И тут я прозрел! Главная редакция политических публикаций на самом деле являлась частью аппарата КГБ, все мы, редакторы, готовили статьи для печатных органов, главным образом стран третьего мира, и они печатались там за подписью местных купленых журналистов. Наша редакция занималась множеством замечательных вещей, как то: дезинформацией, статьями-провокациями и т. д. и т. п. В основном работали в ней так называемые «погорельцы» – бывшие разведчики, которые в свое время были разоблачены, провалены, засвечены и потому возвращены домой. Попадались среди них люди очень интересные, даже выдающиеся. Спешу заверить читателя: подобного рода «журналистские» редакции имеются во многих странах, занимаются они тем же, чем и наша, – все это считается совершенно нормальным явлением. Но мне там нечего было делать, и конечно же мой ангел-хранитель сыграл свою роль, когда помог мне унести оттуда ноги и в который раз уйти из-под крыла Комитета государственной безопасности.
Журнал Soviet Life выходил только на английском языке и только для американцев. Он печатался в Финляндии, поскольку в СССР не было возможности добиться необходимого для Штатов качества полиграфии, характерного для так называемых «глянцевых журналов». Это было пропагандистское издание, цель которого – представить Советский Союз в лучшем свете. Для реализации этой цели использовались два способа. Первый: смягчать все негативные аспекты общества с тем, чтобы они выглядели не столь негативными; второй: вообще игнорировать все негативное и писать лишь о позитивном. Имелся, конечно, и третий: врать напропалую, но все же пропагандистские издания высокого пошиба предпочитают этого не делать. Если говорить об «Америке» и Soviet Life, то за тридцать с небольшим лет их существования они в основном придерживались второго способа – показывали исключительно хорошее.

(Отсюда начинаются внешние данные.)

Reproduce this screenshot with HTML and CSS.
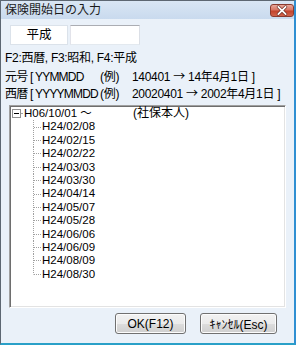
FILE: index.html
```html
<!DOCTYPE html>
<html lang="ja">

<head>
  <meta charset="UTF-8">
  <title>保険開始日の入力</title>
  <link rel="stylesheet" href="styles.css">
</head>

<body>
  <div class="window">
    <div class="titlebar">
      <span class="title">保険開始日の入力</span>
      <button class="close" type="button" aria-label="閉じる">
        <svg width="24" height="13" viewBox="0 0 24 13">
          <path d="M8 2.5 L16 10.5 M16 2.5 L8 10.5" stroke="#6b2a20" stroke-width="3.4" stroke-linecap="round" />
          <path d="M8 2.5 L16 10.5 M16 2.5 L8 10.5" stroke="#ffffff" stroke-width="2" stroke-linecap="round" />
        </svg>
      </button>
    </div>

    <div class="client">
      <div class="era-row">
        <div class="era-label">平成</div>
        <input class="era-input" type="text">
      </div>

      <div class="hints">
        <p class="hint">F2:西暦, F3:昭和, F4:平成</p>
        <p class="hint"><span class="hint-key">元号 [ YYMMDD</span><span class="hint-ex">(例)</span>140401 <span class="arrow">→</span> 14年4月1日 ]</p>
        <p class="hint"><span class="hint-key">西暦 [ YYYYMMDD</span><span class="hint-ex">(例)</span>20020401 <span class="arrow">→</span> 2002年4月1日 ]</p>
      </div>

      <div class="tree">
        <div class="tree-root">
          <span class="toggle">
            <svg width="9" height="9" viewBox="0 0 9 9">
              <rect x="0.5" y="0.5" width="8" height="8" fill="#fff" stroke="#919191" />
              <path d="M2 4.5 H7" stroke="#000" />
            </svg>
          </span>
          <span class="root-dash"></span>
          <span class="root-date">H06/10/01 ～</span>
          <span class="root-note">(社保本人)</span>
        </div>
        <ul class="tree-children">
          <li>H24/02/08</li>
          <li>H24/02/15</li>
          <li>H24/02/22</li>
          <li>H24/03/03</li>
          <li>H24/03/30</li>
          <li>H24/04/14</li>
          <li>H24/05/07</li>
          <li>H24/05/28</li>
          <li>H24/06/06</li>
          <li>H24/06/09</li>
          <li>H24/08/09</li>
          <li>H24/08/30</li>
        </ul>
      </div>

      <div class="buttons">
        <button class="btn btn-ok" type="button">OK(F12)</button>
        <button class="btn btn-cancel" type="button">ｷｬﾝｾﾙ(Esc)</button>
      </div>
    </div>
  </div>
</body>

</html>
```

FILE: styles.css
```css
:root {
  --ui-font: "Liberation Sans", "Noto Sans CJK JP", sans-serif;
  --cjk-font: "Noto Sans CJK JP", sans-serif;
  --client-bg: #eaf1f9;
  --tree-line: #a0a0a0;
}

body {
  margin: 0;
  font-family: var(--ui-font);
  font-size: 12px;
  color: #000;
}

.window {
  box-sizing: border-box;
  width: 296px;
  height: 345px;
  display: flex;
  flex-direction: column;
  border-top: 1px solid #5d6772;
  border-left: 1px solid #5d6772;
  border-right: 2px solid #2f8fd2;
  border-bottom: 2px solid #2aa0c8;
  background: var(--client-bg);
}

/* title bar */
.titlebar {
  height: 18px;
  display: flex;
  align-items: center;
  justify-content: space-between;
  padding-left: 4px;
  background: linear-gradient(#d9e6f4, #c9daee);
}

.title {
  font-size: 12px;
  line-height: 18px;
  color: #1a1a1a;
}

.close {
  box-sizing: border-box;
  width: 24px;
  height: 13px;
  margin: 1px 0 0 0;
  padding: 0;
  border: 1px solid #8a3a2e;
  border-radius: 3px;
  background: linear-gradient(#e8a89c 0%, #d77563 45%, #c3432c 55%, #d0644c 100%);
  display: flex;
  align-items: center;
  justify-content: center;
}

.close svg {
  display: block;
  margin-top: -1px;
}

/* client area */
.client {
  flex: 1;
  display: flex;
  flex-direction: column;
}

.era-row {
  display: flex;
  gap: 2px;
  margin: 6px 0 0 9px;
  height: 20px;
}

.era-label {
  box-sizing: border-box;
  width: 58px;
  height: 20px;
  background: #fff;
  border: 1px solid #dbe2ea;
  text-align: center;
  line-height: 18px;
  font-size: 12.5px;
}

.era-input {
  box-sizing: border-box;
  width: 70px;
  height: 20px;
  margin: 0;
  padding: 0 2px;
  background: #fff;
  border: 1px solid;
  border-color: #abadb3 #dbdfe6 #e3e9ef #e2e3ea;
  font-family: var(--ui-font);
  font-size: 12px;
}

.hints {
  margin: 5px 0 0 4px;
}

.hint {
  margin: 0;
  height: 17px;
  line-height: 17px;
  white-space: nowrap;
  letter-spacing: -0.3px;
}

.hint-key {
  display: inline-block;
  width: 95px;
  letter-spacing: -0.8px;
}

.hint-ex {
  display: inline-block;
  width: 32px;
}

.arrow {
  font-family: var(--cjk-font);
}

/* tree view */
.tree {
  box-sizing: border-box;
  height: 203px;
  margin: 4px 8px 0 8px;
  padding: 1px;
  background: #fff;
  border: 1px solid;
  border-color: #a0a0a0 #ffffff #ffffff #a0a0a0;
  box-shadow: inset 1px 1px 0 #6e6e6e, inset -1px -1px 0 #e3e3e3;
  font-size: 11.5px;
  line-height: 13.4px;
}

.tree-root {
  height: 13.4px;
  display: flex;
  align-items: center;
  white-space: nowrap;
}

.toggle {
  display: flex;
  margin-left: 1px;
}

.root-dash {
  width: 2px;
  height: 1px;
  background: var(--tree-line);
  margin-right: 1px;
}

.root-date {
  display: inline-block;
  width: 109px;
}

.root-note {
  font-size: 12px;
}

.tree-children {
  margin: 0;
  padding: 0;
  list-style: none;
}

.tree-children li {
  height: 13.4px;
  padding-left: 31px;
  white-space: nowrap;
  background-image:
    repeating-linear-gradient(to bottom, var(--tree-line) 0 1px, transparent 1px 2px),
    repeating-linear-gradient(to right, var(--tree-line) 0 1px, transparent 1px 2px);
  background-repeat: no-repeat;
  background-size: 1px 100%, 7px 1px;
  background-position: 22px 0, 23px 50%;
}

.tree-children li:last-child {
  background-size: 1px 50%, 7px 1px;
}

/* buttons */
.buttons {
  display: flex;
  justify-content: flex-end;
  gap: 14px;
  margin-top: 5px;
  padding-right: 17px;
}

.btn {
  box-sizing: border-box;
  height: 21px;
  margin: 0;
  padding: 0;
  border: 1px solid #707070;
  border-radius: 3px;
  background: linear-gradient(#f2f2f2 0%, #ebebeb 50%, #dddddd 51%, #cfcfcf 100%);
  box-shadow: inset 0 0 0 1px #fcfcfc;
  font-family: var(--ui-font);
  font-size: 12px;
  color: #000;
}

.btn-ok {
  width: 71px;
}

.btn-cancel {
  width: 77px;
}
```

Впрочем, о таких вещах я стал задумываться уже потом. Поначалу я ушел в журналистику с головой, был увлечен и получал колоссальное удовольствие от работы. Сколько себя помню, я интересовался политикой, социальными вопросами, и вот теперь имел возможность делиться своими соображениями с тысячами читателей. Правда, ими были американцы, но это меня совершенно не смущало, даже напротив. Работая в Библиотеке иностранной литературы, я способствовал тому, чтобы советские люди лучше понимали Америку, причем это направление я вел много лет, рассказывая о джазе, об американской народной музыке. И служба в Soviet Life превращала мою деятельность в улицу с двусторонним движением.

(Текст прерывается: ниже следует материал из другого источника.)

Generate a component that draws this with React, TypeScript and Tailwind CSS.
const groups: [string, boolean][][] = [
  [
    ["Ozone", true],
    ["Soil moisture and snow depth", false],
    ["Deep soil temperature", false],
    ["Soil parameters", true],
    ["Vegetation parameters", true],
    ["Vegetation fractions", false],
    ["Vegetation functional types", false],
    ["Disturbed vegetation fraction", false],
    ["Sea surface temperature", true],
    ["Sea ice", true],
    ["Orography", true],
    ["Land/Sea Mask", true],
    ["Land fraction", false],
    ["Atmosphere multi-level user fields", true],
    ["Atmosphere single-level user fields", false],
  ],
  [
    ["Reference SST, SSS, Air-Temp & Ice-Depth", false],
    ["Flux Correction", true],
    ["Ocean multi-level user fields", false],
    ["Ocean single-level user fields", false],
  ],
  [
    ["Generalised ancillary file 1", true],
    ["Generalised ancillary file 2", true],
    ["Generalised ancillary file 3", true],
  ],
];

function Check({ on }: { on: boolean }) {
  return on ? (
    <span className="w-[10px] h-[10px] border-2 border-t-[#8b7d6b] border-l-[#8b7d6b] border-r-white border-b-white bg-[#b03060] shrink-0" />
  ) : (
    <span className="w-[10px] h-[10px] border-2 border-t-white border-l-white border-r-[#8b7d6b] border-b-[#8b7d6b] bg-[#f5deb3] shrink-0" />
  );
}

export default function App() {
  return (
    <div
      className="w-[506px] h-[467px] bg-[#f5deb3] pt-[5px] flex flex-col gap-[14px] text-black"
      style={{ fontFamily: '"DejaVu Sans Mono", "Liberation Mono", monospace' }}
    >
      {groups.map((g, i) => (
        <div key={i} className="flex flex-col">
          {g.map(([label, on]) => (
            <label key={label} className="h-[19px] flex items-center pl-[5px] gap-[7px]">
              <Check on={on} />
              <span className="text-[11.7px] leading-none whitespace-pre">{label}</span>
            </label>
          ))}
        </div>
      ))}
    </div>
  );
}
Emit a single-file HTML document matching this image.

Я писал о Советском Союзе, следовательно, я много читал о стране, о ее истории, много ездил в командировки. Это были уже не студенческие агитпоходы, а углубленное знакомство со страной, куда я приехал восемь лет назад и о которой имел фрагментарное и идеалистическое представление. Моя первая встреча со сталинизмом, годы учебы в университете потребовали от меня довольно болезненной переоценки. Работа у Маршака открыла передо мной богатство и гуманизм русской литературы, показала ее уникальные черты. Но я не имел ни малейшего представления о подлинной сложности этой страны – сложности географической, этнической, культурной.
В Советском Союзе, как и в Соединенных Штатах, перед журналистом отворяются многие двери – хотя и по разным причинам. Пресса в США имеет огромную власть. Она может уничтожить кого угодно. Журналиста и боятся, и обхаживают, и пытаются использовать. В Советском Союзе до 1985 года журналист представлял угрозу для кого-либо, только если получал соответствующее задание сверху – мол, надо раскопать материал, вывести такого-то на чистую воду. Для этого существовали журналисты особого рода, так называемые фельетонисты. Но в основном журналисты писали о том, как прекрасно люди живут в Стране Советов, каких добиваются феноменальных успехов, и каков он вообще, советский человек. Стать героем такого репортажа или очерка мечтал каждый. Когда же появлялись материалы критические, то подчеркивалось, что речь идет о нетипичном для Советского Союза или советского человека явлении. С возникновением же гласности в 1985 году все радикально изменилось.